DATA EXCERPT =
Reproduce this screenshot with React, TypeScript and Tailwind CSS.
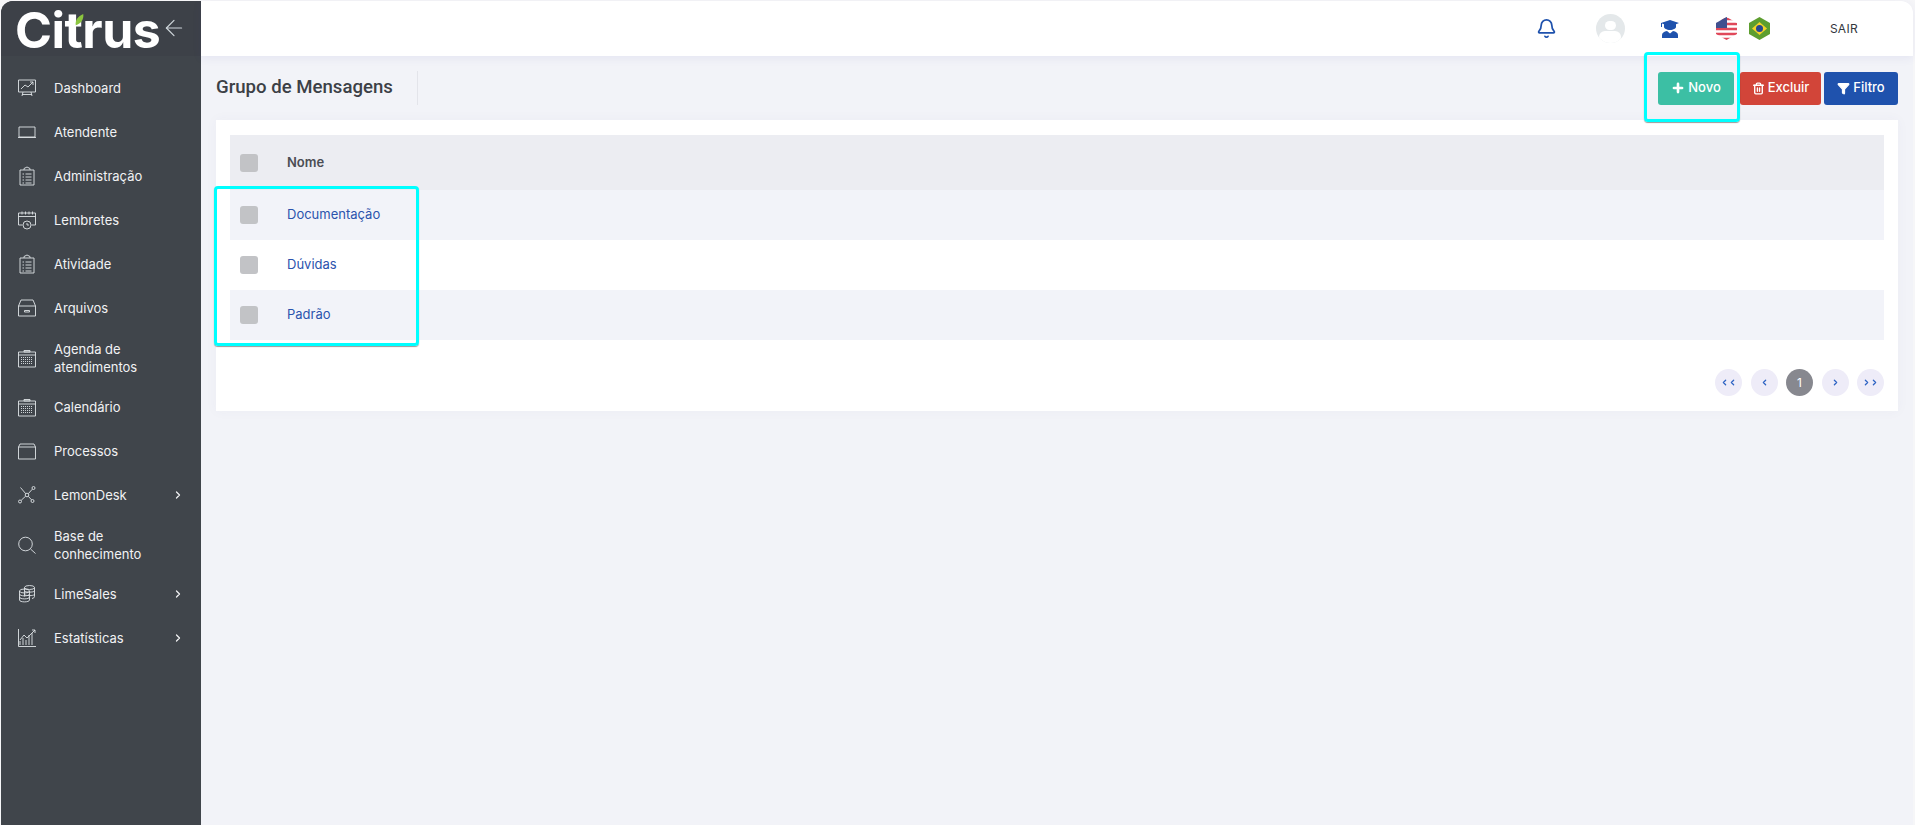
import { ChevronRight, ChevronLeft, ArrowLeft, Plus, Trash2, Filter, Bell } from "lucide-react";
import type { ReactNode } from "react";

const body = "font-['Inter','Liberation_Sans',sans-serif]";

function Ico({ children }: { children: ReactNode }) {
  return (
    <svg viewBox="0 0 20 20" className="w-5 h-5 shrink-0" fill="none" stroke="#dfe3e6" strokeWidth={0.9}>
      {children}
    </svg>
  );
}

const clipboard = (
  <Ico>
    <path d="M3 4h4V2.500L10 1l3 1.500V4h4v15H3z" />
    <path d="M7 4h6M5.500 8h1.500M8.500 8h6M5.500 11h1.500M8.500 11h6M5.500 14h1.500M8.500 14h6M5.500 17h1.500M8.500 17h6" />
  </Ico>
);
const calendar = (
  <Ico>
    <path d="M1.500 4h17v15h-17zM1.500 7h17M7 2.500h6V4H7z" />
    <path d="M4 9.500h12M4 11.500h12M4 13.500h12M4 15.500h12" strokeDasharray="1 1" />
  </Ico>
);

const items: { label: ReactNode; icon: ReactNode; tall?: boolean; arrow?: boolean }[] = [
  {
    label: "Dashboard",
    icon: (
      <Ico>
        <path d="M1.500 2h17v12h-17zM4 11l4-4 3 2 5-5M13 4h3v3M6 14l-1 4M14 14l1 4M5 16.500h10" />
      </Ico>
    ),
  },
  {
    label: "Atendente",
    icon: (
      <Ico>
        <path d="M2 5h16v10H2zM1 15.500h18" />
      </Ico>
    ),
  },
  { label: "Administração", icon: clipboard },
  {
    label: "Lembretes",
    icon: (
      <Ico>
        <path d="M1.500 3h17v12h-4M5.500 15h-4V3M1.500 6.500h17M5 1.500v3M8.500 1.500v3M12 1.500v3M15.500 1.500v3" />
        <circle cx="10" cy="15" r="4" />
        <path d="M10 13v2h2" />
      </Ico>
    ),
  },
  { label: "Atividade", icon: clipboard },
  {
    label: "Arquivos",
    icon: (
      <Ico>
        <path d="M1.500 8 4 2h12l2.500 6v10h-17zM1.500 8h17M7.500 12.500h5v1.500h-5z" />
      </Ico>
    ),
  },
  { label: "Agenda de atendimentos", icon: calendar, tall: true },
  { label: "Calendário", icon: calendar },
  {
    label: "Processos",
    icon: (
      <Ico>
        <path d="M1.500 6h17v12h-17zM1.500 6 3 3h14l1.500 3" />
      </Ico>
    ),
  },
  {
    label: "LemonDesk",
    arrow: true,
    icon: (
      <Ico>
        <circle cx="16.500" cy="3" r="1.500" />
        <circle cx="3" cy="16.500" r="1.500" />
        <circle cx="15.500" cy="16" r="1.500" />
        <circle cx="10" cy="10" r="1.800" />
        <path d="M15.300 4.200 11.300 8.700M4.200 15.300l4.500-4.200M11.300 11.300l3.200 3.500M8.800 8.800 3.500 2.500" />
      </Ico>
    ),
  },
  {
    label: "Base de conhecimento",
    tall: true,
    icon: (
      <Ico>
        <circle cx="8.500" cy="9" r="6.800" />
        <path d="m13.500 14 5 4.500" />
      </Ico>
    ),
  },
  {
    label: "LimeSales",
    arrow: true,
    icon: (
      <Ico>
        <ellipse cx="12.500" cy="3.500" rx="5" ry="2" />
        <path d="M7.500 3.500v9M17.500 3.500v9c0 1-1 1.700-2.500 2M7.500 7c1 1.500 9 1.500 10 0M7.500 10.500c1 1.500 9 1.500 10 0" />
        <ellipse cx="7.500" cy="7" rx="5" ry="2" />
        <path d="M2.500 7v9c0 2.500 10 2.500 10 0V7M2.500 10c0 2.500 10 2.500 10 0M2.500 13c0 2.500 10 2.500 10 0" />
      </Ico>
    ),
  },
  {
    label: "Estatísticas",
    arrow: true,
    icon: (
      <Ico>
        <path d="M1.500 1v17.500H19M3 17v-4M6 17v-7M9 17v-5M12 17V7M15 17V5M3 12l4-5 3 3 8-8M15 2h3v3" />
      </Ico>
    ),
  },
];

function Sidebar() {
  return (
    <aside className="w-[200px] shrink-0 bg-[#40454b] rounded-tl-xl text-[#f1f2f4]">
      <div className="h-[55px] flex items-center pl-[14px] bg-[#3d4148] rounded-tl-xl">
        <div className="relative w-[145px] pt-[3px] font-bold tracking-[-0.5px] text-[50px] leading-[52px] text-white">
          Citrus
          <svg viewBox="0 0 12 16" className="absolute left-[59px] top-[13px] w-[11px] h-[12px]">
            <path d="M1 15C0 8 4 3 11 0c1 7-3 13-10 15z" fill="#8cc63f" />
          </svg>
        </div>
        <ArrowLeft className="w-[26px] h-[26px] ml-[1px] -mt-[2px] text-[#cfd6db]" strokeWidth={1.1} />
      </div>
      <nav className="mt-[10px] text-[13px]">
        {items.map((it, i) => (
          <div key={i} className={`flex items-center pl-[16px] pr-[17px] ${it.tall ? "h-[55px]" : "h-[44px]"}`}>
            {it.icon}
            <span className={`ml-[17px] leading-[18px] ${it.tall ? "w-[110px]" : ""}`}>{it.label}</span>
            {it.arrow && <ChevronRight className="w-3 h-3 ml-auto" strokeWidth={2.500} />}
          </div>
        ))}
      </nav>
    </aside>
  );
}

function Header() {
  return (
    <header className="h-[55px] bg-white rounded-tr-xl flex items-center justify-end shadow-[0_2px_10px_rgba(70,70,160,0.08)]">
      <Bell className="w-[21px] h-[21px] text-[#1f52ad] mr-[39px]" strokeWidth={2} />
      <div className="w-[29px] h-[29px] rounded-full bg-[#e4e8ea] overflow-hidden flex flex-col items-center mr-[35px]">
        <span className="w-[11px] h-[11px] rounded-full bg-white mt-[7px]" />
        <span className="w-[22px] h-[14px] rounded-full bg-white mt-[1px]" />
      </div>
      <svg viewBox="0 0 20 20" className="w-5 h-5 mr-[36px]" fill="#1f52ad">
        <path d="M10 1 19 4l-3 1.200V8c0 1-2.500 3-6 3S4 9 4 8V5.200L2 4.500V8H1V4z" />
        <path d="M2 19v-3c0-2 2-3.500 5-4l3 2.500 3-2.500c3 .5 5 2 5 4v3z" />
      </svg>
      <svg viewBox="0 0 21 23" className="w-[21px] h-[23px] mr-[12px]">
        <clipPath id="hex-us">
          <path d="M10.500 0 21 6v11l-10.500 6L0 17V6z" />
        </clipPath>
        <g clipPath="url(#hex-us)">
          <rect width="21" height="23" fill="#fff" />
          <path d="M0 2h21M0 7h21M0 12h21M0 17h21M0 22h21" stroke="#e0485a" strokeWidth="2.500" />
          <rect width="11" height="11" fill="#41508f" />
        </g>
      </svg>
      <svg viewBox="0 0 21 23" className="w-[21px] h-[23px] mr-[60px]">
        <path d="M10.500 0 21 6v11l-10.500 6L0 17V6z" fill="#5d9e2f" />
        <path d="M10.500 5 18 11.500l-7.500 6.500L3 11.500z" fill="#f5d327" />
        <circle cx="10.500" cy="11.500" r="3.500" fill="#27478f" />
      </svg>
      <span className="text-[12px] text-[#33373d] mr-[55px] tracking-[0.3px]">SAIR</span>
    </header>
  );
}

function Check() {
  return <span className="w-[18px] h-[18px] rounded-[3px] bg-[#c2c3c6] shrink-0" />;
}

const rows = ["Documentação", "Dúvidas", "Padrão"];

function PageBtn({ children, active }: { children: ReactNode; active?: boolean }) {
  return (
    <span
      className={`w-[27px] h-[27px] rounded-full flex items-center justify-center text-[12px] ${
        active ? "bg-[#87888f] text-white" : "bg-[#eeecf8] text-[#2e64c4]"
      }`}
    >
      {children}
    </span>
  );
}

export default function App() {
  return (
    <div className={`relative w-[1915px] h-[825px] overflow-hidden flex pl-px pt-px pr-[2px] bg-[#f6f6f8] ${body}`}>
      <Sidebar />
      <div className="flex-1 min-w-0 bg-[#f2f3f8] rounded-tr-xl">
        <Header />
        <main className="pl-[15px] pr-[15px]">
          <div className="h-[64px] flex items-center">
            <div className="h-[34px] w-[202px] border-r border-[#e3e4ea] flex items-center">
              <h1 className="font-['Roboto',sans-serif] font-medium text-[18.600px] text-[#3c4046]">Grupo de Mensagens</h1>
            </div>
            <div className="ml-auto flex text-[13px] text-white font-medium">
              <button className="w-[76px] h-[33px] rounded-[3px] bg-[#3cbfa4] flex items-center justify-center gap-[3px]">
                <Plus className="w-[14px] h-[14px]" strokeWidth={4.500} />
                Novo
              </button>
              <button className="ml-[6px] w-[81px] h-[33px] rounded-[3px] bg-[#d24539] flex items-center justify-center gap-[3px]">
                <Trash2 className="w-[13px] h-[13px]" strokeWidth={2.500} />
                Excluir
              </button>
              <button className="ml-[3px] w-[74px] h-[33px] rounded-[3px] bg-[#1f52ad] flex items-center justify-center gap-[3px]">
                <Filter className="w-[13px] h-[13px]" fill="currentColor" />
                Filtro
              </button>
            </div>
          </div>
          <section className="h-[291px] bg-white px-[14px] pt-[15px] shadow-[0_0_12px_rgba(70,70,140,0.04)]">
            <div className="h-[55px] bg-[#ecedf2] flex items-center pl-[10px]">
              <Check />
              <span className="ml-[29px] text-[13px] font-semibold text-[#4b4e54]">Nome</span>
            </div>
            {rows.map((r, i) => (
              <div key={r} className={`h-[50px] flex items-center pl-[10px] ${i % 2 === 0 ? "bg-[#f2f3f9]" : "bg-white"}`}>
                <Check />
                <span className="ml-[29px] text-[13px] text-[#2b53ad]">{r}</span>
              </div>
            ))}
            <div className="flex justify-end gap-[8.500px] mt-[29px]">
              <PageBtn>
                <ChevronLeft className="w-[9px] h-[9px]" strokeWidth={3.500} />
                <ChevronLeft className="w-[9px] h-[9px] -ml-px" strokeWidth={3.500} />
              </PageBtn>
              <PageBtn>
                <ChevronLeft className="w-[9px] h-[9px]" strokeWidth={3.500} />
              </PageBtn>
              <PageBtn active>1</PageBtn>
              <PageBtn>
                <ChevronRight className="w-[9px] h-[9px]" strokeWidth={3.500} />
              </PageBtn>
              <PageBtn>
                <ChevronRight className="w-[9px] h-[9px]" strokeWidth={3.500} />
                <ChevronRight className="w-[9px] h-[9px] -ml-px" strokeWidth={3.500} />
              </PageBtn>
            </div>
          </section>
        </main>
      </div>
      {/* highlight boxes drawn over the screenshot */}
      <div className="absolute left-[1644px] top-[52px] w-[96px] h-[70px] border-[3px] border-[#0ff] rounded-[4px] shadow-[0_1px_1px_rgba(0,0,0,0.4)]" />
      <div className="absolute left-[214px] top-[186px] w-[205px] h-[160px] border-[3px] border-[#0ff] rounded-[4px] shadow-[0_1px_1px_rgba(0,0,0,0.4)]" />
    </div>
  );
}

PROMPT = Search the data for "screenshot" and list every line in which it occurs.

WRITTEN RESPONSE =
Reproduce this screenshot with React, TypeScript and Tailwind CSS.
      {/* highlight boxes drawn over the screenshot */}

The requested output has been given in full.